In conclusion, let us discuss the possibilities of using axicons to excite surface plasmon polaritons on cylindrical waveguides. A factor favorable for the excitation of terahertz plasmons is the very small change in the radius and width of the rings of perfect plasmons with a change in the topological charge. Apparently, radially polarized PVBs can be applied to the excitation of azimuth-uniform SPPs using a holographic axicon. In this case, the half-width of the PVB ring is approximately 400 μm, which is in good agreement with the decay length of plasmons on a gold surface covered with a zinc sulfide layer that is about 0.5 μm thick. When using other axicons, one can expect the separation of SPPs in azimuth into $\ell$ or $2\ell$ plasmons moving in parallel, which, however, carry the same total orbital angular momentum. Since in this case, the half-width of the rings is of the order of 1 mm, they can be used at a dielectric coating thickness of about 0.1 μm, at which the decay length is close to this value.
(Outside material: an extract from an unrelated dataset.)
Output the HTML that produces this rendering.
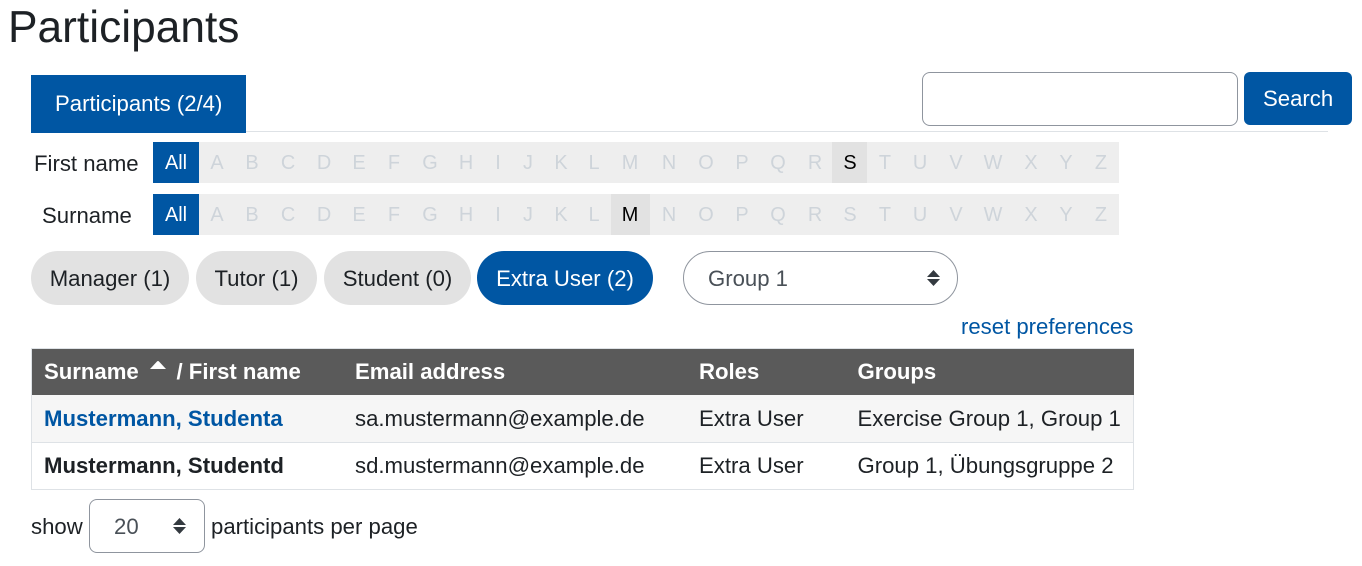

With linear polarization of the PVB, plasmons will be excited on the opposite sides of the cylinder, where the wave electric field vector is normal to the surface. Finally, note that the limited aperture of the beam on the axicon, which causes diffraction of the beam, can also be beneficial in experiments. Figure 4 shows that near the focal plane, the ring diameter changes smoothly; by moving the end face of the cylinder along the axis, one can optimize the efficiency of the plasmon excitation due to change in the overlap integral value (27).